§ **SUPPLIED DATA**:
= = =
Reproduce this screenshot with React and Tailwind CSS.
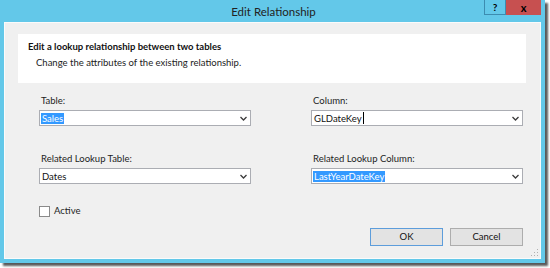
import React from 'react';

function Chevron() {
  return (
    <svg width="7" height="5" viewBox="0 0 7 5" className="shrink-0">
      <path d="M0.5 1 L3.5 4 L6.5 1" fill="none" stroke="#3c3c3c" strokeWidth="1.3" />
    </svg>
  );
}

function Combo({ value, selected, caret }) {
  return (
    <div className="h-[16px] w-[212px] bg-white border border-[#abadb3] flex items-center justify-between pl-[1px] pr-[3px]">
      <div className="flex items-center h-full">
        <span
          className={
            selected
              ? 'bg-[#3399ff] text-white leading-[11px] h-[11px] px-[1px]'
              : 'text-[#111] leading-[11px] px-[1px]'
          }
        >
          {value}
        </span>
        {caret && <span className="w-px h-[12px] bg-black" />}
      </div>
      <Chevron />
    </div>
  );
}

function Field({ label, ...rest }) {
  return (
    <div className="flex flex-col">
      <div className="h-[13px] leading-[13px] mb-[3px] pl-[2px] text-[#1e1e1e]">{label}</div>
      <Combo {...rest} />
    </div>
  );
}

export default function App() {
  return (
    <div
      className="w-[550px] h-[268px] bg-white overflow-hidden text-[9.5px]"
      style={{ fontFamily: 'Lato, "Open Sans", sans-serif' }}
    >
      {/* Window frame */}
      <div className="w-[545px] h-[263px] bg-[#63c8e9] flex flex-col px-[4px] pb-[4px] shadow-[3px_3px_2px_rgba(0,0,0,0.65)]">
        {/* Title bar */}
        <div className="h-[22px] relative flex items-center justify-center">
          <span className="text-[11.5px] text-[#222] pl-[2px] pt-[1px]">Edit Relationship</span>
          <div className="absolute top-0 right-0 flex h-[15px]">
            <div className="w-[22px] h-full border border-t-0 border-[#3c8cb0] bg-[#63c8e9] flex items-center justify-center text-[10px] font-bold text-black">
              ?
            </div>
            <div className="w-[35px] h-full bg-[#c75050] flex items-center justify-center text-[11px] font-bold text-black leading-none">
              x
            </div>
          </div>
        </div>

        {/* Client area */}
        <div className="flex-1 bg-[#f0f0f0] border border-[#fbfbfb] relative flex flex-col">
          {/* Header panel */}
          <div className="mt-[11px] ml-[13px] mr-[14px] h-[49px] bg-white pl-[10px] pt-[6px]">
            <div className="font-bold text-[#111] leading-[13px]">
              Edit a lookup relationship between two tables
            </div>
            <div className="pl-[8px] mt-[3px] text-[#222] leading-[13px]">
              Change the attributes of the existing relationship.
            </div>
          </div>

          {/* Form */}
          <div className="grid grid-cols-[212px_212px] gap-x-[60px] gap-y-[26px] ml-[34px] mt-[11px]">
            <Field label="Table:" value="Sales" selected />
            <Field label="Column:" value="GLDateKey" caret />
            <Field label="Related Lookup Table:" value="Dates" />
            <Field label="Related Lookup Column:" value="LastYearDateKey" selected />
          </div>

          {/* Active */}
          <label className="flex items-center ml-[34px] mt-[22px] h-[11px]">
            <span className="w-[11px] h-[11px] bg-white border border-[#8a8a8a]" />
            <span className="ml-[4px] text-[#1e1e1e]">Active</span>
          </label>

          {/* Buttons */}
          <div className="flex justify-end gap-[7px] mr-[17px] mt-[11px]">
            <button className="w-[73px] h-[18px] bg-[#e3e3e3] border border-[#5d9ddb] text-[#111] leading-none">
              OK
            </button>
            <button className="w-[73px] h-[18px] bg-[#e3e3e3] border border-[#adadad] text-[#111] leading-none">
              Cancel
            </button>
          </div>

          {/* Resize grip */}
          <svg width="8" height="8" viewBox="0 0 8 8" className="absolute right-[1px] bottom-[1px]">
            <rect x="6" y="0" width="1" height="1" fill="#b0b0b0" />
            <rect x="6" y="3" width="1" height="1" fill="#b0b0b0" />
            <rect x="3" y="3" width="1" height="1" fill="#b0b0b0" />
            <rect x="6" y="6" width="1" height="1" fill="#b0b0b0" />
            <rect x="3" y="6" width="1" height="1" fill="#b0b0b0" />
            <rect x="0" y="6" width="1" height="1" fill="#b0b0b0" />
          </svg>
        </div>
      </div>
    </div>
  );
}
= = =
§ **STATED EXERCISE**:
Copy the material above in full and exactly, skipping pictures.

§ **RESPONSE BELOW**:
Reproduce this screenshot with React and Tailwind CSS.
import React from 'react';

function Chevron() {
  return (
    <svg width="7" height="5" viewBox="0 0 7 5" className="shrink-0">
      <path d="M0.5 1 L3.5 4 L6.5 1" fill="none" stroke="#3c3c3c" strokeWidth="1.3" />
    </svg>
  );
}

function Combo({ value, selected, caret }) {
  return (
    <div className="h-[16px] w-[212px] bg-white border border-[#abadb3] flex items-center justify-between pl-[1px] pr-[3px]">
      <div className="flex items-center h-full">
        <span
          className={
            selected
              ? 'bg-[#3399ff] text-white leading-[11px] h-[11px] px-[1px]'
              : 'text-[#111] leading-[11px] px-[1px]'
          }
        >
          {value}
        </span>
        {caret && <span className="w-px h-[12px] bg-black" />}
      </div>
      <Chevron />
    </div>
  );
}

function Field({ label, ...rest }) {
  return (
    <div className="flex flex-col">
      <div className="h-[13px] leading-[13px] mb-[3px] pl-[2px] text-[#1e1e1e]">{label}</div>
      <Combo {...rest} />
    </div>
  );
}

export default function App() {
  return (
    <div
      className="w-[550px] h-[268px] bg-white overflow-hidden text-[9.5px]"
      style={{ fontFamily: 'Lato, "Open Sans", sans-serif' }}
    >
      {/* Window frame */}
      <div className="w-[545px] h-[263px] bg-[#63c8e9] flex flex-col px-[4px] pb-[4px] shadow-[3px_3px_2px_rgba(0,0,0,0.65)]">
        {/* Title bar */}
        <div className="h-[22px] relative flex items-center justify-center">
          <span className="text-[11.5px] text-[#222] pl-[2px] pt-[1px]">Edit Relationship</span>
          <div className="absolute top-0 right-0 flex h-[15px]">
            <div className="w-[22px] h-full border border-t-0 border-[#3c8cb0] bg-[#63c8e9] flex items-center justify-center text-[10px] font-bold text-black">
              ?
            </div>
            <div className="w-[35px] h-full bg-[#c75050] flex items-center justify-center text-[11px] font-bold text-black leading-none">
              x
            </div>
          </div>
        </div>

        {/* Client area */}
        <div className="flex-1 bg-[#f0f0f0] border border-[#fbfbfb] relative flex flex-col">
          {/* Header panel */}
          <div className="mt-[11px] ml-[13px] mr-[14px] h-[49px] bg-white pl-[10px] pt-[6px]">
            <div className="font-bold text-[#111] leading-[13px]">
              Edit a lookup relationship between two tables
            </div>
            <div className="pl-[8px] mt-[3px] text-[#222] leading-[13px]">
              Change the attributes of the existing relationship.
            </div>
          </div>

          {/* Form */}
          <div className="grid grid-cols-[212px_212px] gap-x-[60px] gap-y-[26px] ml-[34px] mt-[11px]">
            <Field label="Table:" value="Sales" selected />
            <Field label="Column:" value="GLDateKey" caret />
            <Field label="Related Lookup Table:" value="Dates" />
            <Field label="Related Lookup Column:" value="LastYearDateKey" selected />
          </div>

          {/* Active */}
          <label className="flex items-center ml-[34px] mt-[22px] h-[11px]">
            <span className="w-[11px] h-[11px] bg-white border border-[#8a8a8a]" />
            <span className="ml-[4px] text-[#1e1e1e]">Active</span>
          </label>

          {/* Buttons */}
          <div className="flex justify-end gap-[7px] mr-[17px] mt-[11px]">
            <button className="w-[73px] h-[18px] bg-[#e3e3e3] border border-[#5d9ddb] text-[#111] leading-none">
              OK
            </button>
            <button className="w-[73px] h-[18px] bg-[#e3e3e3] border border-[#adadad] text-[#111] leading-none">
              Cancel
            </button>
          </div>

          {/* Resize grip */}
          <svg width="8" height="8" viewBox="0 0 8 8" className="absolute right-[1px] bottom-[1px]">
            <rect x="6" y="0" width="1" height="1" fill="#b0b0b0" />
            <rect x="6" y="3" width="1" height="1" fill="#b0b0b0" />
            <rect x="3" y="3" width="1" height="1" fill="#b0b0b0" />
            <rect x="6" y="6" width="1" height="1" fill="#b0b0b0" />
            <rect x="3" y="6" width="1" height="1" fill="#b0b0b0" />
            <rect x="0" y="6" width="1" height="1" fill="#b0b0b0" />
          </svg>
        </div>
      </div>
    </div>
  );
}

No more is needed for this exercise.